The answer is most likely the ownership Dr Shah’s work manages to take over their culture. The culture, the values, and the beauty of the city she grew up in. Dr Shah’s Namami Gange series showcases the ghats of Banaras and the beautiful sky as witnessed by her throughout her time there. Surely the Hindu culture is thousands of years old, even Hodges respected that. But it takes only someone who’s given their career studying the culture they represent. Dr Shah’s work in the Namami Gange shows the ghats of Banaras as seen through the architectural beauty and the cultural development in the city. It covers the stairs of the ghats in the way we know they’re as old as they are, the river gange seems to be flowing along its usual route and they’re completely empty in a manner to present the traditional beauty that isn’t only to be exemplified by the people that’s placed as objects.
The Namami Gange - 6 shows the beautiful sky of the city on what can presume, to be a day of celebration. A celebration of the years-old culture, not the present view of the city. It’s not shown to be just a recapture of the scene an artist has managed to capture. The piece shows just the city and the ghats as what they would be, even if without the people. It’s a colourful sky where the pinnacles of the temples in the ghats manage to reach far enough as the colourful kites. This is why the locality of the artist helps to represent the art in a way it should be—- more than just and without the objects that make the city unique.

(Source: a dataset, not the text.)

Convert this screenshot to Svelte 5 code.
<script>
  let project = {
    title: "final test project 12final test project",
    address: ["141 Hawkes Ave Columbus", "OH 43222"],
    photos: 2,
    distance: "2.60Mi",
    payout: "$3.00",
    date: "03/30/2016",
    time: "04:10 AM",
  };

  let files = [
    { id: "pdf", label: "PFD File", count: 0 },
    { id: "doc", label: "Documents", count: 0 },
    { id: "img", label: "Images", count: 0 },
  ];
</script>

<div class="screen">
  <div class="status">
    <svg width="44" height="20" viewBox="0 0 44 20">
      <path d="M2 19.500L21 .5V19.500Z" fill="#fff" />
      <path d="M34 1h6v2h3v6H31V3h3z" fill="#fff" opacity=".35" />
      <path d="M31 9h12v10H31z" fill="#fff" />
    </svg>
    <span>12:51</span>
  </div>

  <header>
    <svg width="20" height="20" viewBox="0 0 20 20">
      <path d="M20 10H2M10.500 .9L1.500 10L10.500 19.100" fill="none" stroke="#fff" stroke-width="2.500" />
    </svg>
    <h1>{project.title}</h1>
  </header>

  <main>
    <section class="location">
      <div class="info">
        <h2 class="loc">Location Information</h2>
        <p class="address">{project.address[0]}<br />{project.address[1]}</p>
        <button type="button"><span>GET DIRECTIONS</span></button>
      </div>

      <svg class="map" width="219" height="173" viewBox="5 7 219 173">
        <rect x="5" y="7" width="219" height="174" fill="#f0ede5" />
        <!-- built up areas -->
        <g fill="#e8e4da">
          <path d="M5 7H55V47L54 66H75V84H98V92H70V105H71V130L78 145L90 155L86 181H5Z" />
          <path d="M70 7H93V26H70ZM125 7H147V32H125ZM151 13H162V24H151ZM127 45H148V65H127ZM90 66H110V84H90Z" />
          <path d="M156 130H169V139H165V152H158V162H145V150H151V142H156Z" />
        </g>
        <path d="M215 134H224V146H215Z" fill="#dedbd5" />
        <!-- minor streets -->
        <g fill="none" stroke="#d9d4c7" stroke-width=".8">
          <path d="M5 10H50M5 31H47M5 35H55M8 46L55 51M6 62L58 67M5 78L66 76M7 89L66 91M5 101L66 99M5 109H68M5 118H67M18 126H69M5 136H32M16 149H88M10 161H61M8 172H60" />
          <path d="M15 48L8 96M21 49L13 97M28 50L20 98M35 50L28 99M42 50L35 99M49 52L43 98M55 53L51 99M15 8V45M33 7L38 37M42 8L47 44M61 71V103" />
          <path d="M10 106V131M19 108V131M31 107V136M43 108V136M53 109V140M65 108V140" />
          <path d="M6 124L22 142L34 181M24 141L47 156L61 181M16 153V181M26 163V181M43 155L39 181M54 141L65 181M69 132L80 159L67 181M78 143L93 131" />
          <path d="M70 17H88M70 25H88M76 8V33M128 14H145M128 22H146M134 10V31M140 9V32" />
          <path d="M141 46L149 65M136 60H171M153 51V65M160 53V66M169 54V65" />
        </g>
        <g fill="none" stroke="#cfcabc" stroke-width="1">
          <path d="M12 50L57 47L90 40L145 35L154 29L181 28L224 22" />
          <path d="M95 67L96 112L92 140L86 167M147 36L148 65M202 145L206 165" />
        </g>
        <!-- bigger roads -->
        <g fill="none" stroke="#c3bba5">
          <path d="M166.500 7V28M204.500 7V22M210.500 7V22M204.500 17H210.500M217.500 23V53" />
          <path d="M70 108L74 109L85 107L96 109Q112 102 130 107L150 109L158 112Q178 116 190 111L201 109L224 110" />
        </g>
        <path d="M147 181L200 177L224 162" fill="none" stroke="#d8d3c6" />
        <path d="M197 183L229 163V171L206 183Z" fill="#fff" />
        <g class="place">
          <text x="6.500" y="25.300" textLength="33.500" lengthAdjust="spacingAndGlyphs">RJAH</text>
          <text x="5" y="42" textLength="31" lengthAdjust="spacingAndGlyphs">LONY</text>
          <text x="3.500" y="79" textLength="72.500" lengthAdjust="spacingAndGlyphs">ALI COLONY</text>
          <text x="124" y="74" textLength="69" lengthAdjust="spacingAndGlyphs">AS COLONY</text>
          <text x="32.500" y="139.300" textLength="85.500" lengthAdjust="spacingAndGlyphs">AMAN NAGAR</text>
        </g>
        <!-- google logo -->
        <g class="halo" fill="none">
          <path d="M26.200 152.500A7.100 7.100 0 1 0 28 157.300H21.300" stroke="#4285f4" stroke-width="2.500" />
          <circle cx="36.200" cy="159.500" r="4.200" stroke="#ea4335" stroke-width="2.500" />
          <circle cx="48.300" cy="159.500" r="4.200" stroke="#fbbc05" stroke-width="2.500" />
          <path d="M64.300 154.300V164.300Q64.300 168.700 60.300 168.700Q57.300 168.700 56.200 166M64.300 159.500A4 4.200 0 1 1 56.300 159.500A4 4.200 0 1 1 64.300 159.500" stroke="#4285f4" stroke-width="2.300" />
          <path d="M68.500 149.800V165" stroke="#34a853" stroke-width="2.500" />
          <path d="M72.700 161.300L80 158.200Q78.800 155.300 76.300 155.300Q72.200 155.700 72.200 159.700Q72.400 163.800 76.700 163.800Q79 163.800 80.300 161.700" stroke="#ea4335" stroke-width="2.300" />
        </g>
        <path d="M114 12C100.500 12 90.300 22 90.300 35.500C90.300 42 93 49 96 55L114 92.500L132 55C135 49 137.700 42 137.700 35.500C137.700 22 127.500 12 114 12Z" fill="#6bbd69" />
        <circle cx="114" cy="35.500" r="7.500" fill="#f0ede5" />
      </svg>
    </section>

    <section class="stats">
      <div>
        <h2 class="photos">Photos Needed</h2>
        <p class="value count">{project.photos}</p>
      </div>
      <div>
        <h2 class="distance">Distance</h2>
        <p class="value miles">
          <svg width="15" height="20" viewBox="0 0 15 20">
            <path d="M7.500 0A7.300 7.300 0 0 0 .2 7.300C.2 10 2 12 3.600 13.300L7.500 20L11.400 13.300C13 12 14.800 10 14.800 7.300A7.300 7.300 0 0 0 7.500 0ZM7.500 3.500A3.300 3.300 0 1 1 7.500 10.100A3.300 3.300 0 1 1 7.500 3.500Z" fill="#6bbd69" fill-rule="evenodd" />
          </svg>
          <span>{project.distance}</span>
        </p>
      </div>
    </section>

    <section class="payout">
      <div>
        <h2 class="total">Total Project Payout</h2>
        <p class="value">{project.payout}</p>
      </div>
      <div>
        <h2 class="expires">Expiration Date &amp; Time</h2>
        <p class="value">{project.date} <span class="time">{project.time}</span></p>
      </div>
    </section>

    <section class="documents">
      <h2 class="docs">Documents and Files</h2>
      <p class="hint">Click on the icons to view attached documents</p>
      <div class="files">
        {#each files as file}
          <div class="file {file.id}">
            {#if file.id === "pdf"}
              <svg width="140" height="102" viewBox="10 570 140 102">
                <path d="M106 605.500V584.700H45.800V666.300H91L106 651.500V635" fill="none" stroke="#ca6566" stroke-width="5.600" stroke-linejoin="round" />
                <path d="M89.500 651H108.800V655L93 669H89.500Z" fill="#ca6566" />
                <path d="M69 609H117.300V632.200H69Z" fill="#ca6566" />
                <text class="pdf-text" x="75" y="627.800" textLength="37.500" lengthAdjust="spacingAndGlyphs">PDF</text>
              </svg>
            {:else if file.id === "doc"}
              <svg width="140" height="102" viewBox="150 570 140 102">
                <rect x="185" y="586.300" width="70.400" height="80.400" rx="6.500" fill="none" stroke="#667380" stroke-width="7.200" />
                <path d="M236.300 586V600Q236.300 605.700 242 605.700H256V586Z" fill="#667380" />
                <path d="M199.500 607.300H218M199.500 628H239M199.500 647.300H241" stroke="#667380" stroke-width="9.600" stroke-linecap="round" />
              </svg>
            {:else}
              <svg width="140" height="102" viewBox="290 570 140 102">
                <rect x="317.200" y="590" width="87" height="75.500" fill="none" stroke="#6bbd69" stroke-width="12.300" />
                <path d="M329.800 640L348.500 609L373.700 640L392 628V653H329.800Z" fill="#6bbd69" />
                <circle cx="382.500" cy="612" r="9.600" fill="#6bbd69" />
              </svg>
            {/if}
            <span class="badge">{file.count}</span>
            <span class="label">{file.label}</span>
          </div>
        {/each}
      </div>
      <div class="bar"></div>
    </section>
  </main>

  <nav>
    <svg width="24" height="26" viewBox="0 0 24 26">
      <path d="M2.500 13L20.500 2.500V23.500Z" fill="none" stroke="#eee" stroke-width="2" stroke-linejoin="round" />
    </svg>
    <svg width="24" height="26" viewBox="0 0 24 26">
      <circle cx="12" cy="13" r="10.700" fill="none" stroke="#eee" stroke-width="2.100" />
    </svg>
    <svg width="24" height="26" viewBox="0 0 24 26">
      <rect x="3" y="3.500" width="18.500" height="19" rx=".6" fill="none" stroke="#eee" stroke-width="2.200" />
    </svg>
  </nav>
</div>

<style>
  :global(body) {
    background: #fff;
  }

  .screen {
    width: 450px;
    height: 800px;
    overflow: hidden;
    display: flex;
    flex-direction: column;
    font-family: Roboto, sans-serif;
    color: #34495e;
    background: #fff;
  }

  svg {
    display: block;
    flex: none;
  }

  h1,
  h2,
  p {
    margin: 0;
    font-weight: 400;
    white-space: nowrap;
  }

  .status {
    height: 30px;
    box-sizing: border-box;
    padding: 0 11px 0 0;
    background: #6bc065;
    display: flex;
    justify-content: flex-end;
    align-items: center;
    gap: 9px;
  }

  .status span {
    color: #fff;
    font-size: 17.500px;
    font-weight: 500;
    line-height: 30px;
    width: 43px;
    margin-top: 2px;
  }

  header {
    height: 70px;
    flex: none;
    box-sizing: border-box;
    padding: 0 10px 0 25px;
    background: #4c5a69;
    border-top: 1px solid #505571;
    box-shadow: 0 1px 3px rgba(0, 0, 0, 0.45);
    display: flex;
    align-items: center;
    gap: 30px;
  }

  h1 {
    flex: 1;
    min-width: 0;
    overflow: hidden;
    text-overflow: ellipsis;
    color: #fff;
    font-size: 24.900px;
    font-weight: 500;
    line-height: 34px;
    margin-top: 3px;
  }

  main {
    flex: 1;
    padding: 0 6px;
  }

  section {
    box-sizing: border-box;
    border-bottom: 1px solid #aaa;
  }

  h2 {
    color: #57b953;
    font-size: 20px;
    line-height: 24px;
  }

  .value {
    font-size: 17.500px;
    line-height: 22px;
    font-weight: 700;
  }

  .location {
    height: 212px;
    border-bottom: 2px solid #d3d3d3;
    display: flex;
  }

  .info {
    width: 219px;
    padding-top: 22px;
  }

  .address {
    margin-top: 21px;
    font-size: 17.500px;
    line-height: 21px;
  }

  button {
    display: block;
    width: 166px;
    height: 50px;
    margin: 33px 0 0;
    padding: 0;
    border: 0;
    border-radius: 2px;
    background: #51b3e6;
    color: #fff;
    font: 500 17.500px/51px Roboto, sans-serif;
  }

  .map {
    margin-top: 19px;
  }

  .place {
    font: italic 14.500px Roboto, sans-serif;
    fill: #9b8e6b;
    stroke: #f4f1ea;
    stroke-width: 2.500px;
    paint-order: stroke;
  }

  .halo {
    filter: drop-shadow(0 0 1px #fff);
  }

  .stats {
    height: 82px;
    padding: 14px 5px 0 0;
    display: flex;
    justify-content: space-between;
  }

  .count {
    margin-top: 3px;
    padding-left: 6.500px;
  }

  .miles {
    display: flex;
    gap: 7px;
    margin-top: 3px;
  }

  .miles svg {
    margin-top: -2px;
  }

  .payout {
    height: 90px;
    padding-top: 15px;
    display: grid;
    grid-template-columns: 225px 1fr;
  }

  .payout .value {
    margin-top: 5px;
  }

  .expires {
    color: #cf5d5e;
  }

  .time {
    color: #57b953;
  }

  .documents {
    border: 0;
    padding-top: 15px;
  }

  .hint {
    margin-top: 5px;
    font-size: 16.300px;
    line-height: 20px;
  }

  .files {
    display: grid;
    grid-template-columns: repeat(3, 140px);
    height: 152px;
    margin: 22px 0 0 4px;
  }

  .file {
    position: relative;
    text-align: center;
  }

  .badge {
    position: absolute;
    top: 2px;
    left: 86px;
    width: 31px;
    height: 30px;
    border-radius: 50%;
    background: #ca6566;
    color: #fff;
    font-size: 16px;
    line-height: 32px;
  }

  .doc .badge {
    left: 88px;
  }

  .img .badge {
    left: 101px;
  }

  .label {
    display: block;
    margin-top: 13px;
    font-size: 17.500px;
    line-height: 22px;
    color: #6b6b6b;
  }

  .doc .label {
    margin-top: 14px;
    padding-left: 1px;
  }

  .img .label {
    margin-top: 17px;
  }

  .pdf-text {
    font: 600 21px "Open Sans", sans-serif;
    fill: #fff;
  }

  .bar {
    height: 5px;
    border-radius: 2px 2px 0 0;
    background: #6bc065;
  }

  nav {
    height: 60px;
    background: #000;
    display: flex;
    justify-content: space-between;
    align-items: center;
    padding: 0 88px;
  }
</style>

Certain things can make a person stay true to the source material like the time they spent there, their identity which stems from the city itself, the people who’ve lived their whole life, people who’ve grown up following the thousand years old cultures and traditions— the local people. In the same sense, it would be and has been much more valid for Dr Sharma Shah to have successfully captured the beauty of the Gange in Banaras in comparison to that what Hodges was able to.